# Strange Java compile error...



## ElDiabloConCaca (Sep 25, 2003)

PLEASE help!  I'm in a second-year Java programming class at my local university, and am trying desperately to complete my projects using ProjectBuilder instead of having to fire up VirtualPC to use JBuilder.

I'm getting the error:

Exception in thread "main" java.util.zip.ZipException: No such file or directory
	at java.util.zip.ZipFile.open(Native Method)
	at java.util.zip.ZipFile.<init>(ZipFile.java:112)
	at java.util.jar.JarFile.<init>(JarFile.java:117)
	at java.util.jar.JarFile.<init>(JarFile.java:55)

java has exited with status 1.

This happens EVERY time I try to compile.  I have the Dec 2002 Dev Tools installed with the GCC and Java 1.4.1 updates -- everything's up to speed.  

I tried this with a few of my projects, and each yields that same error message when the program runs.  Just for kicks, I created a new project with the default "Java Tool" template.  It automatically generates a main method with the System.out.println("Hello world!"); line, which should compile and run flawlessly.  Even THAT yields that same error message.

Help!  What's wrong with my Java?!  I can't compile/run ANY program because it gives me that same error every time!


----------



## rhg (Sep 25, 2003)

This is not a compile error but indicates a problem during your program's start. It is supposed to happen if the .jar file is not present.

If you will, please check on the command line (Terminal, X11) if you can start the program manually. The .jar file should be present within your project's "build" subdirectory (which the ProjectBuilder should have created during compile). To start the program from the command line, switch to the directory containing the .jar file and launch java -jar yourprogram.jar - in case this works the problem is obviously related to some project settings which prevent the ProjectBuilder to correctly launch your program.

Hope this helps


----------



## ElDiabloConCaca (Sep 26, 2003)

I tried the "java -jar (myfile.jar)" command on the simple "Hello world!" project, and it ran just fine.  However, my project has different java files for different classes, and trying to "java -jar (myproject.jar)" yields and error about not being able to find the other classes.
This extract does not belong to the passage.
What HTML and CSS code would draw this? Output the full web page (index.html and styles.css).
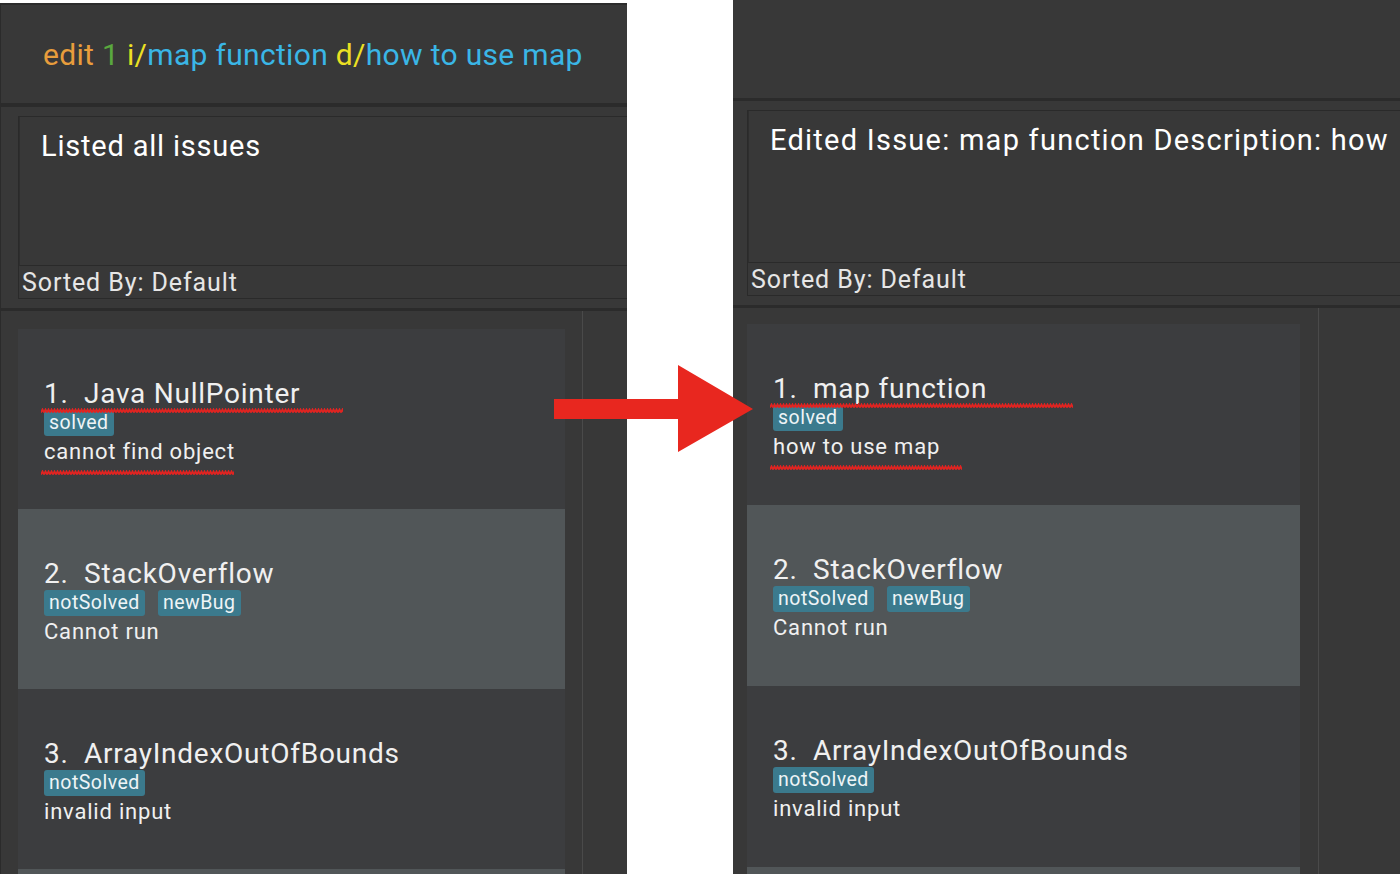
FILE: index.html
```html
<!DOCTYPE html>
<html lang="en">
<head>
<meta charset="utf-8">
<title>Issue tracker edit command</title>
<link rel="stylesheet" href="styles.css">
</head>
<body>
<div class="stage">
  <section class="shot shot-left">
    <div class="cmd"><span class="cmd-text"><span class="c-cmd">edit</span> <span class="c-idx">1</span> <span class="c-pre">i/</span><span class="c-arg">map function</span> <span class="c-pre">d/</span><span class="c-arg">how to use map</span></span></div>
    <div class="result-wrap">
      <div class="result">
        <div class="message">Listed all issues</div>
        <div class="sorted">Sorted By: Default</div>
      </div>
    </div>
    <div class="list-wrap">
      <div class="list">
        <div class="card card-a">
          <div class="title">1.&nbsp; Java NullPointer<svg class="squiggle sq-title" width="302" height="6" aria-hidden="true"><defs><pattern id="zz1" width="3" height="6" patternUnits="userSpaceOnUse"><path d="M0 4.6 L1.5 1.4 L3 4.6" stroke="#e32320" stroke-width="1.7" fill="none"/></pattern></defs><rect width="302" height="6" fill="url(#zz1)"/></svg></div>
          <div class="tags"><span class="tag">solved</span></div>
          <div class="desc">cannot find object<svg class="squiggle sq-desc" width="193" height="6" aria-hidden="true"><defs><pattern id="zz2" width="3" height="6" patternUnits="userSpaceOnUse"><path d="M0 4.6 L1.5 1.4 L3 4.6" stroke="#e32320" stroke-width="1.7" fill="none"/></pattern></defs><rect width="193" height="6" fill="url(#zz2)"/></svg></div>
        </div>
        <div class="card card-b">
          <div class="title">2.&nbsp; StackOverflow</div>
          <div class="tags"><span class="tag">notSolved</span><span class="tag">newBug</span></div>
          <div class="desc">Cannot run</div>
        </div>
        <div class="card card-a">
          <div class="title">3.&nbsp; ArrayIndexOutOfBounds</div>
          <div class="tags"><span class="tag">notSolved</span></div>
          <div class="desc">invalid input</div>
        </div>
        <div class="card card-b"></div>
      </div>
      <div class="scroll-line"></div>
    </div>
  </section>

  <section class="shot shot-right">
    <div class="cmd"></div>
    <div class="result-wrap">
      <div class="result">
        <div class="message">Edited Issue: map function Description: how</div>
        <div class="sorted">Sorted By: Default</div>
      </div>
    </div>
    <div class="list-wrap">
      <div class="list">
        <div class="card card-a">
          <div class="title">1.&nbsp; map function<svg class="squiggle sq-title" width="303" height="6" aria-hidden="true"><defs><pattern id="zz3" width="3" height="6" patternUnits="userSpaceOnUse"><path d="M0 4.6 L1.5 1.4 L3 4.6" stroke="#e32320" stroke-width="1.7" fill="none"/></pattern></defs><rect width="303" height="6" fill="url(#zz3)"/></svg></div>
          <div class="tags"><span class="tag">solved</span></div>
          <div class="desc">how to use map<svg class="squiggle sq-desc" width="192" height="6" aria-hidden="true"><defs><pattern id="zz4" width="3" height="6" patternUnits="userSpaceOnUse"><path d="M0 4.6 L1.5 1.4 L3 4.6" stroke="#e32320" stroke-width="1.7" fill="none"/></pattern></defs><rect width="192" height="6" fill="url(#zz4)"/></svg></div>
        </div>
        <div class="card card-b">
          <div class="title">2.&nbsp; StackOverflow</div>
          <div class="tags"><span class="tag">notSolved</span><span class="tag">newBug</span></div>
          <div class="desc">Cannot run</div>
        </div>
        <div class="card card-a">
          <div class="title">3.&nbsp; ArrayIndexOutOfBounds</div>
          <div class="tags"><span class="tag">notSolved</span></div>
          <div class="desc">invalid input</div>
        </div>
        <div class="card card-b"></div>
      </div>
      <div class="scroll-line"></div>
    </div>
  </section>

  <svg class="arrow" width="200" height="88" viewBox="0 0 200 88" aria-hidden="true">
    <polygon points="0,34 124,34 124,0 199,44 124,87 124,54 0,54" fill="#e8271f"/>
  </svg>
</div>
</body>
</html>
```

FILE: styles.css
```css
html, body {
  margin: 0;
  padding: 0;
  background: #ffffff;
  height: 874px;
  overflow: hidden;
}

.stage {
  position: relative;
  display: flex;
  align-items: flex-start;
  height: 874px;
  font-family: Roboto, "Liberation Sans", Arial, sans-serif;
}

.shot {
  display: flex;
  flex-direction: column;
  background: #383838;
  overflow: hidden;
  box-sizing: border-box;
  flex: none;
}

.shot-left {
  width: 627px;
  height: 871px;
  margin-top: 3px;
  border-top: 2px solid #2c2c2c;
  border-left: 1px solid #2b2b2b;
}

.shot-right {
  width: 667px;
  height: 874px;
  margin-left: 106px;
}

/* command box */
.cmd {
  flex: none;
  height: 98px;
  display: flex;
  align-items: center;
  padding-left: 42px;
  border-bottom: 4px solid #2b2b2b;
}

.cmd-text {
  font-size: 30px;
  letter-spacing: 0.32px;
  white-space: pre;
}

.shot-right .cmd {
  border-bottom-width: 3px;
}

.c-cmd { color: #e89d3c; }
.c-idx { color: #5aa83e; }
.c-pre { color: #ece023; }
.c-arg { color: #3ab6e6; }

/* result display */
.result-wrap {
  flex: none;
  padding: 9px 0 9px 17px;
  border-bottom: 3px solid #2b2b2b;
}

.shot-right .result-wrap {
  padding-left: 14px;
}

.result {
  width: 1100px;
  border: 1px solid #2a2a2a;
}

.message {
  height: 149px;
  box-sizing: border-box;
  padding: 14px 0 0 21px;
  font-size: 29px;
  line-height: 30px;
  letter-spacing: 0.8px;
  color: #ffffff;
  white-space: nowrap;
  border-bottom: 1px solid #2a2a2a;
  border-left: 1px solid #2e2e2e;
}

.shot-right .message {
  height: 152px;
  letter-spacing: 1.25px;
}

.sorted {
  height: 32px;
  padding-left: 3px;
  font-size: 25px;
  line-height: 34px;
  letter-spacing: 0.9px;
  color: #e6e6e6;
  overflow: hidden;
}

/* list */
.list-wrap {
  flex: 1;
  display: flex;
  min-height: 0;
}

.list {
  flex: none;
  display: flex;
  flex-direction: column;
  padding: 18px 17px 0 17px;
}

.shot-right .list {
  padding: 16px 18px 0 14px;
}

.scroll-line {
  flex: none;
  width: 1px;
  background: #4a4a4a;
}

.card {
  position: relative;
  flex: none;
  width: 547px;
  height: 180px;
  box-sizing: border-box;
  display: flex;
  flex-direction: column;
  justify-content: center;
  padding-left: 26px;
  padding-top: 5px;
  color: #f0f0f0;
}

.shot-right .card {
  width: 553px;
  height: 181px;
}

.card-a { background: #3c3d3f; }
.card-b { background: #515658; }

.title {
  position: relative;
  font-size: 28px;
  line-height: 30px;
  letter-spacing: 0.75px;
  white-space: nowrap;
}

.tags {
  display: flex;
  gap: 13px;
  margin-top: 1px;
}

.tag {
  display: inline-block;
  height: 26px;
  padding: 0 5px;
  border-radius: 3px;
  background: #3b7a8d;
  color: #eef4f6;
  font-size: 19.5px;
  line-height: 26px;
  letter-spacing: 0.5px;
}

.desc {
  position: relative;
  margin-top: 3px;
  font-size: 22px;
  line-height: 26px;
  letter-spacing: 0.8px;
  white-space: nowrap;
}

/* red spell-check annotations */
.squiggle {
  position: absolute;
  left: -3px;
  display: block;
}

.sq-title {
  top: 29px;
}

.sq-desc {
  top: 31px;
}

.arrow {
  position: absolute;
  left: 554px;
  top: 365px;
}
```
I tried a number of things -- reinstalling the Developer Tools with the GCC and Java 1.4.1 updates and reinstalling the Java 1.4.1 Update 1 for Mac OS X.  Nothing helps.

I'm assuming that I SHOULD be able to open Project Builder, start a new "Java Tool" project which includes a main method with a simple System.out.println method and compile and run with no problems.  No dice.  It still kicks back that same error.  That simple program isn't looking for any java.zip class or files or anything: it's simply a System.out.println method.  It just ain't working.
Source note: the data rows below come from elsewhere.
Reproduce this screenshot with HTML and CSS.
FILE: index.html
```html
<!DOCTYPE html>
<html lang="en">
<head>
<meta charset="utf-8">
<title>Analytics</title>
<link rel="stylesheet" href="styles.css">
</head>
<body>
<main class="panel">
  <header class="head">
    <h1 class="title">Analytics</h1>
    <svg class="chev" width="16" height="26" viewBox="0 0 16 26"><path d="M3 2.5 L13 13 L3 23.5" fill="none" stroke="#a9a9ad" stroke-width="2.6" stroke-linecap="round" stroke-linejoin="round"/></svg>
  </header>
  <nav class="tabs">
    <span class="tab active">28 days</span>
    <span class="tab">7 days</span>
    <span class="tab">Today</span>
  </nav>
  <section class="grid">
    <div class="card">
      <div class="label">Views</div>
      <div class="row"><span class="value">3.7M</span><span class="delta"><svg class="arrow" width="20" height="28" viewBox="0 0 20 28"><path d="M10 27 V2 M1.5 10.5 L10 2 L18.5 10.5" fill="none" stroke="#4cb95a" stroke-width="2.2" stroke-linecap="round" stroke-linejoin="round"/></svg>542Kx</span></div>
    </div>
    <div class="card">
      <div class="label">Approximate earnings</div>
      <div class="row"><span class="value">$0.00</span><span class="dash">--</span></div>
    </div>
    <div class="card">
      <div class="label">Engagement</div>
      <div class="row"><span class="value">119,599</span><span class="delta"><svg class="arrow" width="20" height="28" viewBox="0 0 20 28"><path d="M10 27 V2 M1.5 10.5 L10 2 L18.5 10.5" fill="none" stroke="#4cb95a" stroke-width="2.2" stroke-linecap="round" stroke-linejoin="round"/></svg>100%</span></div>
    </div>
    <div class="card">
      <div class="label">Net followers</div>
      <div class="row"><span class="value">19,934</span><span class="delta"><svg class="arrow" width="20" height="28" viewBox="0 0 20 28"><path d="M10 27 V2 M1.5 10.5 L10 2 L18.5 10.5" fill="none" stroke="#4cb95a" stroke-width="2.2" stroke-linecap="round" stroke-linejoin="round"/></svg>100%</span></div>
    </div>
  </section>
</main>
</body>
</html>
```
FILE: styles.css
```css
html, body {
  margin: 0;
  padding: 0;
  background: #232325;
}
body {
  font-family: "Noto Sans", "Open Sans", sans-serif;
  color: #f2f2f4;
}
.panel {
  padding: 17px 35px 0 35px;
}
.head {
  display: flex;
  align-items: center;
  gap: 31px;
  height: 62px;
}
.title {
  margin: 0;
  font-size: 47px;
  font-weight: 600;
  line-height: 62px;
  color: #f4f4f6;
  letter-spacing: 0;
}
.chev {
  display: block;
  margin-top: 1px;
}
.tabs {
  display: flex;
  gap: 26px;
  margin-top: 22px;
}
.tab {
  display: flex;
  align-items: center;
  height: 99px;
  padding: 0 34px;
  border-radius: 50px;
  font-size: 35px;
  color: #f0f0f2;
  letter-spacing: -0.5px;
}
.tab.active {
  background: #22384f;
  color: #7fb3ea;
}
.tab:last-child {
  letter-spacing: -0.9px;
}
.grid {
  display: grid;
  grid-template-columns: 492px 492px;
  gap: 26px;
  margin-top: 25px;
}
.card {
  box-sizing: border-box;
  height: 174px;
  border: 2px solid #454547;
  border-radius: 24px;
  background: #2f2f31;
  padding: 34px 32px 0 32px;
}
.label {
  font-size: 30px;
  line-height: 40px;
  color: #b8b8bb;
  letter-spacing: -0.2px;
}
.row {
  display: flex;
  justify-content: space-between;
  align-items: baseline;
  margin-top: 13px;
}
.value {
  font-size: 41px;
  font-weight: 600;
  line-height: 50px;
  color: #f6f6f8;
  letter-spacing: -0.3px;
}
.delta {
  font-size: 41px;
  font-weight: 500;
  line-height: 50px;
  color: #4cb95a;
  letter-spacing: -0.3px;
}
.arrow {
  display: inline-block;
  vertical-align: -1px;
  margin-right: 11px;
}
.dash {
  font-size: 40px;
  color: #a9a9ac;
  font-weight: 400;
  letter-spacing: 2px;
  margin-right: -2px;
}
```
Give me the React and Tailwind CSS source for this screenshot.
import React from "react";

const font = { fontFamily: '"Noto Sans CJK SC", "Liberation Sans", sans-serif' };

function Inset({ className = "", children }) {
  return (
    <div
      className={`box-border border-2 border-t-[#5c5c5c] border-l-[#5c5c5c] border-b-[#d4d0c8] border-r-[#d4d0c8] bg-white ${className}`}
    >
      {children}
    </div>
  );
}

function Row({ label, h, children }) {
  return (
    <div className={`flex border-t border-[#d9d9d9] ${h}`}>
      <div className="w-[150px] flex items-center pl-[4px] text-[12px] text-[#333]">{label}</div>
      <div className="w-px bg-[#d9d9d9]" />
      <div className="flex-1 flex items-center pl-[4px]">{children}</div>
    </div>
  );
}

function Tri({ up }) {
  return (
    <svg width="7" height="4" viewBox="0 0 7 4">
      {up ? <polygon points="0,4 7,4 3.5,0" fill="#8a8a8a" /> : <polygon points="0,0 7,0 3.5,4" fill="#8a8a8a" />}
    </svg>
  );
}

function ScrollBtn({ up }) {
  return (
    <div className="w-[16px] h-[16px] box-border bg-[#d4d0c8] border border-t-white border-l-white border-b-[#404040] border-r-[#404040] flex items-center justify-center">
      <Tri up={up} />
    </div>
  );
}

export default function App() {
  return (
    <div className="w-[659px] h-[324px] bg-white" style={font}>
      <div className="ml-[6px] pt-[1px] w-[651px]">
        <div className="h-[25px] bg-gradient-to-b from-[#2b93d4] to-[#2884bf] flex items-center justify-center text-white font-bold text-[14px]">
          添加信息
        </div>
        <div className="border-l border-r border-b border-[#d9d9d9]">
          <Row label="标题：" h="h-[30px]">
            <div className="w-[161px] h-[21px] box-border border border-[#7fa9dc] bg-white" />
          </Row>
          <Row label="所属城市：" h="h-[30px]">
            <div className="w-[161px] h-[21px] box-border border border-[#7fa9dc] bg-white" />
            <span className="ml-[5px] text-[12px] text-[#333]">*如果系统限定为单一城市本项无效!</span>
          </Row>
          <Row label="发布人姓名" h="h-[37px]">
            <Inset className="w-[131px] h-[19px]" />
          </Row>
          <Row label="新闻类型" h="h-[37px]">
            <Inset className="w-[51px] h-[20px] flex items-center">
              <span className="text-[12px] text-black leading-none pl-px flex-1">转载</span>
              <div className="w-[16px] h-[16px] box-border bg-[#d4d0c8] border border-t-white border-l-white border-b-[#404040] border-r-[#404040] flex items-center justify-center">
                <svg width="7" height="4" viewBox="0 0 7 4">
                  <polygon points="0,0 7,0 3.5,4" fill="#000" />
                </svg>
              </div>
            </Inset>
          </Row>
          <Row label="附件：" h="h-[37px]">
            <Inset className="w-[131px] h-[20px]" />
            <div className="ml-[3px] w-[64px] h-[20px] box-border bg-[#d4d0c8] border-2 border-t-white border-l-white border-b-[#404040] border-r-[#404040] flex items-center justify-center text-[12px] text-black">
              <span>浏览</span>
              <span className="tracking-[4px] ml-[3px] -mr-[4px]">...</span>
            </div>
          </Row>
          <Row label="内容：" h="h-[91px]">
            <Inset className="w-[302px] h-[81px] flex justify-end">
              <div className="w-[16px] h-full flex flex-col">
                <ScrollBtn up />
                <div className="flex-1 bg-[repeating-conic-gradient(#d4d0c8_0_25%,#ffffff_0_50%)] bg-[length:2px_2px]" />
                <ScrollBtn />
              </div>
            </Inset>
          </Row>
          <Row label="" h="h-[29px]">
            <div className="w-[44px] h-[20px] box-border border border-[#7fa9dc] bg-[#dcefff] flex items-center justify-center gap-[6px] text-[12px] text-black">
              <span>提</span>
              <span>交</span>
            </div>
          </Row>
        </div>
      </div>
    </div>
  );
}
Doing a google search for that error returns a lot of results, all of which are of little or no help.

I'd like to stay away from the command line entirely and work solely in Project Builder, but this is preventing me from doing so.  I SHOULD be able to start a new project, compile and run without problems.  The fact that this error shows up no matter WHAT the project is worries me -- something is screwed up.

Why is this error showing up?  I tried downloading the Java 1.4.1 Update 1 for Mac OS X and installing that, but it complains that there's a newer Java 1.4.1 Update 1 already installed and refuses to install.

Like you said, rhg, my program compiles perfectly.  It's during the run that the error  comes up.  It's during the run of ANY program that it shows up.  What settings in PB can I change to make this error go away -- FAR far away?

Using JBuilder 9 under Virtual PC works fine, but I'd like to eliminate the need to use emulation software to get my projects done... can you help me some more?


----------



## wiz (Sep 26, 2003)

switch to eclipse. it is better than project builder and JBuilder. designed for java and hassle free.


----------



## ElDiabloConCaca (Sep 26, 2003)

Wow, I must say I am impressed with Eclipse.  It runs my projects flawlessly.  It is a bit on the slow side, but hey, beggars can't be choosers and I think I've found my replacement for Project Builder.  Thanks, wiz!


----------